As always, one of the most fascinating things about the Internet is all the little subcommunities that spring up here and there. My latest discovery is Pyroto Mountain, which is a fascinating little web game unlike anything else I’ve seen. The framework is an escalating series of trivia questions, but it’s way more complex than that.

You start at level 0. It’s really easy to work up to level 6, but then when you try to answer another question you find out that you have to chat a little on the bulletin boards before you can try and climb any more. OK, so you go and post. Sometimes the game tells you that your posts are good — and sometimes it doesn’t. It has standards of spelling and punctuation. Eventually you get to go up some more.

At level 8 or so, you get access to a new bulletin board, and the conversation there is a little more interesting — it’s not the newbie board. You still have to post to get the OK to go much further. It turns out that there are 512 levels, and you pretty much have to cooperate to get to the top. People talk about completely mysterious stuff. You get more things to do at high levels. The boards are, in fact, player moderated… sufficiently high level players can kick posts off the boards.

Hey, and they can kick people in the teeth and force them back down a bunch of levels! There are politics. The rate at which you regain manna (it takes manna to do anything) slows. Side effect: you want to be more careful about your posts, because that costs manna too, and if you don’t post smart things you won’t get to keep climbing.

The trivia gets harder as you go, of course. I’m betting that towards the top, the questions will be specifically checked for ease of research. I hear that high level wizards get to make up questions, too.
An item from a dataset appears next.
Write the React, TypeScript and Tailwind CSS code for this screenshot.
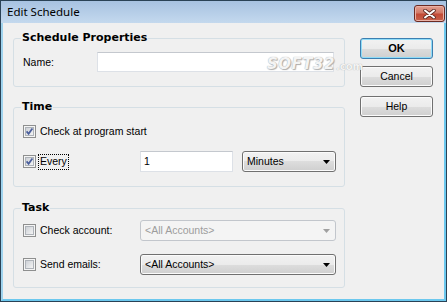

The not very hidden agenda of the game is creating community. It seems to work pretty well. I’m kind of hooked.

And whey

Kurdish forces have occupied Kirkuk; according to NPR this morning, there are about 20,000 Kurdish soldiers in the city along with a fairly token US presence. This is supposedly a trigger point for a Turkish invasion, so we’ll soon see if Turkey and/or the US are bluffing or not. Abdullah Gul, the Turkish Foreign Minister, said Colin Powell agreed to allow Turkish military observers to go to Kirkuk, and that US forces would arrive “within a few hours” to take control of the situation.